What to do:
Omit every image, and transcribe the remaining entries exactly as given.

-- Begin Extracted entries --

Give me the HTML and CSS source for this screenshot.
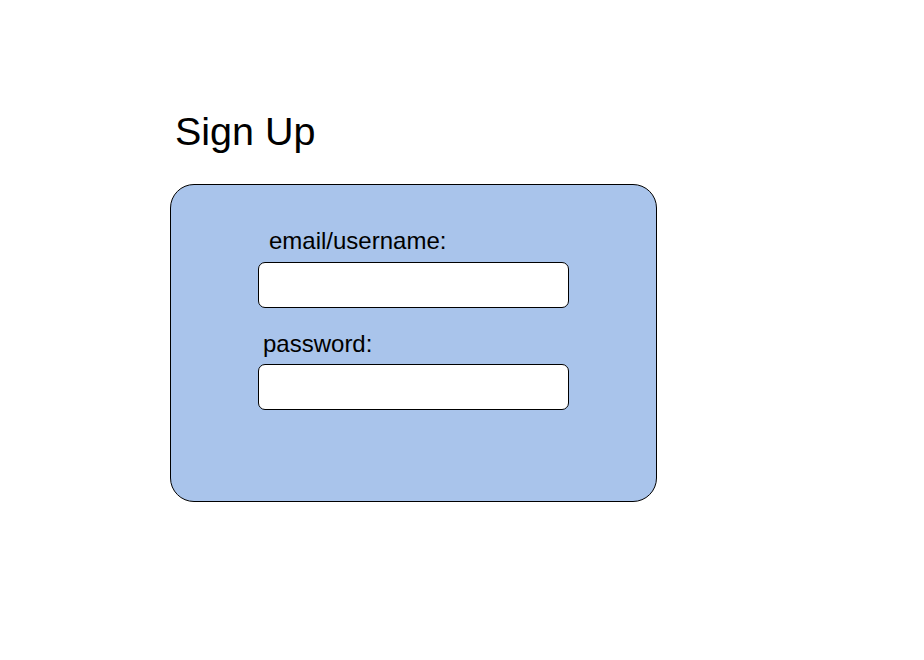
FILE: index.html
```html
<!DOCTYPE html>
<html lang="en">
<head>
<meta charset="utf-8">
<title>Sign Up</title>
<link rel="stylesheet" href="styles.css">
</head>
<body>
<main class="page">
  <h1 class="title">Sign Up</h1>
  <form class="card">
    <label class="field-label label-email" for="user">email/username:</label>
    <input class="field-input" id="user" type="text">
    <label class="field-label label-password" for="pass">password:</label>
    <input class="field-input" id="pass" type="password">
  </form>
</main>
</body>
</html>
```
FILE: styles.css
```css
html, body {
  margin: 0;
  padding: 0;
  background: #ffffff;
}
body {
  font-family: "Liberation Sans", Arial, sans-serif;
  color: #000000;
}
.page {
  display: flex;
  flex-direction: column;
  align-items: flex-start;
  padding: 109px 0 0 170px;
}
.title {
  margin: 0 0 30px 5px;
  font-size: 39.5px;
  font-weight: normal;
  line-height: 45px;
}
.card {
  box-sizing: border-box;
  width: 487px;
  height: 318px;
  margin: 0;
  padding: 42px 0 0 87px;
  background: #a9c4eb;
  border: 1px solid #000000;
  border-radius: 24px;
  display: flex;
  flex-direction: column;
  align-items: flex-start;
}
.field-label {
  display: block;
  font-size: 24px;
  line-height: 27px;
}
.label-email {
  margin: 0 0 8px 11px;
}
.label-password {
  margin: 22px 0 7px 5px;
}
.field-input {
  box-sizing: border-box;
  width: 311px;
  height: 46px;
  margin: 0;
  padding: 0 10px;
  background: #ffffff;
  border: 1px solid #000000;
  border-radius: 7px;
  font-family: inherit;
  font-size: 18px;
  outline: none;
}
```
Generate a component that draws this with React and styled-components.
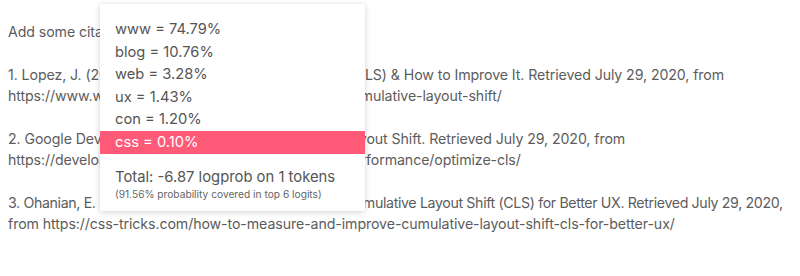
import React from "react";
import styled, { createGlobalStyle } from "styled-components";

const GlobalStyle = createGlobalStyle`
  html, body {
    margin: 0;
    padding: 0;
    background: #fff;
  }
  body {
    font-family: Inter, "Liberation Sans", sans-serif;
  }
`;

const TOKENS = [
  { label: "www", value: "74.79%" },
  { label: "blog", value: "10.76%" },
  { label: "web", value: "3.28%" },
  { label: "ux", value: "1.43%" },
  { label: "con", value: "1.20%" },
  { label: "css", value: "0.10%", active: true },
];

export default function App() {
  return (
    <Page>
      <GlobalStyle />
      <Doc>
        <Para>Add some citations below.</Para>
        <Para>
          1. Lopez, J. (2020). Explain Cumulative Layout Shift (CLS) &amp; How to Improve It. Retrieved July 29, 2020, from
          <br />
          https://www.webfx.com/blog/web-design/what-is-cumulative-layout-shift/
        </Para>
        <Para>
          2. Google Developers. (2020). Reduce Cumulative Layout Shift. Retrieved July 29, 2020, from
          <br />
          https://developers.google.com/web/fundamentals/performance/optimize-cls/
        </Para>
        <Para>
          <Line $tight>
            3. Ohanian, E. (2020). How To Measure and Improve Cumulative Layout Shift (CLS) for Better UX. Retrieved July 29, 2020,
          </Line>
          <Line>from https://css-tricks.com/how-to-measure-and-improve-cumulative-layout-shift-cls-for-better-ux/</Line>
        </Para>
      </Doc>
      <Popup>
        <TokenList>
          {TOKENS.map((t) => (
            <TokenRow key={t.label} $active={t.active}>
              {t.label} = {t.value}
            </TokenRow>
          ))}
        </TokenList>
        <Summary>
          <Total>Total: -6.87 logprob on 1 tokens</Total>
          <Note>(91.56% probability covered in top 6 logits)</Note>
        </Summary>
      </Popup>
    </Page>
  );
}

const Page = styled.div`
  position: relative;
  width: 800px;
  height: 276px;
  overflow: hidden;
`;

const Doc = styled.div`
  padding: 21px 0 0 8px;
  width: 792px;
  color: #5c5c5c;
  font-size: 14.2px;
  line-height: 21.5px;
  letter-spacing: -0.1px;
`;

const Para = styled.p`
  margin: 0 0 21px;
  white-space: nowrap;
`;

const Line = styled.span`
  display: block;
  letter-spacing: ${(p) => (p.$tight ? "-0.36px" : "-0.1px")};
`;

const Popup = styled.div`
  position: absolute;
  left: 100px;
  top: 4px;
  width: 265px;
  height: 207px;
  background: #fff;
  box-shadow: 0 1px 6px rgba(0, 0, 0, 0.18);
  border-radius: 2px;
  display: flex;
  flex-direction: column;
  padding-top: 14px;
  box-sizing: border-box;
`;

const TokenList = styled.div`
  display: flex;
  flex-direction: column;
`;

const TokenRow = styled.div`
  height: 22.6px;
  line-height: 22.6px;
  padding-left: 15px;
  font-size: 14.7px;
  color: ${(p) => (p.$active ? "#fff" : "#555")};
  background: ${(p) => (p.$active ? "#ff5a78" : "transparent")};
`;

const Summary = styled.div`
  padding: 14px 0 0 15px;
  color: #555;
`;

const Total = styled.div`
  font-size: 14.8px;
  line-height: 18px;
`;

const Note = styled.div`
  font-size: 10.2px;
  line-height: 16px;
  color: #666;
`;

-- End Extracted entries --

Completed exercise:
Give me the HTML and CSS source for this screenshot.
FILE: index.html
```html
<!DOCTYPE html>
<html lang="en">
<head>
<meta charset="utf-8">
<title>Sign Up</title>
<link rel="stylesheet" href="styles.css">
</head>
<body>
<main class="page">
  <h1 class="title">Sign Up</h1>
  <form class="card">
    <label class="field-label label-email" for="user">email/username:</label>
    <input class="field-input" id="user" type="text">
    <label class="field-label label-password" for="pass">password:</label>
    <input class="field-input" id="pass" type="password">
  </form>
</main>
</body>
</html>
```
FILE: styles.css
```css
html, body {
  margin: 0;
  padding: 0;
  background: #ffffff;
}
body {
  font-family: "Liberation Sans", Arial, sans-serif;
  color: #000000;
}
.page {
  display: flex;
  flex-direction: column;
  align-items: flex-start;
  padding: 109px 0 0 170px;
}
.title {
  margin: 0 0 30px 5px;
  font-size: 39.5px;
  font-weight: normal;
  line-height: 45px;
}
.card {
  box-sizing: border-box;
  width: 487px;
  height: 318px;
  margin: 0;
  padding: 42px 0 0 87px;
  background: #a9c4eb;
  border: 1px solid #000000;
  border-radius: 24px;
  display: flex;
  flex-direction: column;
  align-items: flex-start;
}
.field-label {
  display: block;
  font-size: 24px;
  line-height: 27px;
}
.label-email {
  margin: 0 0 8px 11px;
}
.label-password {
  margin: 22px 0 7px 5px;
}
.field-input {
  box-sizing: border-box;
  width: 311px;
  height: 46px;
  margin: 0;
  padding: 0 10px;
  background: #ffffff;
  border: 1px solid #000000;
  border-radius: 7px;
  font-family: inherit;
  font-size: 18px;
  outline: none;
}
```
Generate a component that draws this with React and styled-components.
import React from "react";
import styled, { createGlobalStyle } from "styled-components";

const GlobalStyle = createGlobalStyle`
  html, body {
    margin: 0;
    padding: 0;
    background: #fff;
  }
  body {
    font-family: Inter, "Liberation Sans", sans-serif;
  }
`;

const TOKENS = [
  { label: "www", value: "74.79%" },
  { label: "blog", value: "10.76%" },
  { label: "web", value: "3.28%" },
  { label: "ux", value: "1.43%" },
  { label: "con", value: "1.20%" },
  { label: "css", value: "0.10%", active: true },
];

export default function App() {
  return (
    <Page>
      <GlobalStyle />
      <Doc>
        <Para>Add some citations below.</Para>
        <Para>
          1. Lopez, J. (2020). Explain Cumulative Layout Shift (CLS) &amp; How to Improve It. Retrieved July 29, 2020, from
          <br />
          https://www.webfx.com/blog/web-design/what-is-cumulative-layout-shift/
        </Para>
        <Para>
          2. Google Developers. (2020). Reduce Cumulative Layout Shift. Retrieved July 29, 2020, from
          <br />
          https://developers.google.com/web/fundamentals/performance/optimize-cls/
        </Para>
        <Para>
          <Line $tight>
            3. Ohanian, E. (2020). How To Measure and Improve Cumulative Layout Shift (CLS) for Better UX. Retrieved July 29, 2020,
          </Line>
          <Line>from https://css-tricks.com/how-to-measure-and-improve-cumulative-layout-shift-cls-for-better-ux/</Line>
        </Para>
      </Doc>
      <Popup>
        <TokenList>
          {TOKENS.map((t) => (
            <TokenRow key={t.label} $active={t.active}>
              {t.label} = {t.value}
            </TokenRow>
          ))}
        </TokenList>
        <Summary>
          <Total>Total: -6.87 logprob on 1 tokens</Total>
          <Note>(91.56% probability covered in top 6 logits)</Note>
        </Summary>
      </Popup>
    </Page>
  );
}

const Page = styled.div`
  position: relative;
  width: 800px;
  height: 276px;
  overflow: hidden;
`;

const Doc = styled.div`
  padding: 21px 0 0 8px;
  width: 792px;
  color: #5c5c5c;
  font-size: 14.2px;
  line-height: 21.5px;
  letter-spacing: -0.1px;
`;

const Para = styled.p`
  margin: 0 0 21px;
  white-space: nowrap;
`;

const Line = styled.span`
  display: block;
  letter-spacing: ${(p) => (p.$tight ? "-0.36px" : "-0.1px")};
`;

const Popup = styled.div`
  position: absolute;
  left: 100px;
  top: 4px;
  width: 265px;
  height: 207px;
  background: #fff;
  box-shadow: 0 1px 6px rgba(0, 0, 0, 0.18);
  border-radius: 2px;
  display: flex;
  flex-direction: column;
  padding-top: 14px;
  box-sizing: border-box;
`;

const TokenList = styled.div`
  display: flex;
  flex-direction: column;
`;

const TokenRow = styled.div`
  height: 22.6px;
  line-height: 22.6px;
  padding-left: 15px;
  font-size: 14.7px;
  color: ${(p) => (p.$active ? "#fff" : "#555")};
  background: ${(p) => (p.$active ? "#ff5a78" : "transparent")};
`;

const Summary = styled.div`
  padding: 14px 0 0 15px;
  color: #555;
`;

const Total = styled.div`
  font-size: 14.8px;
  line-height: 18px;
`;

const Note = styled.div`
  font-size: 10.2px;
  line-height: 16px;
  color: #666;
`;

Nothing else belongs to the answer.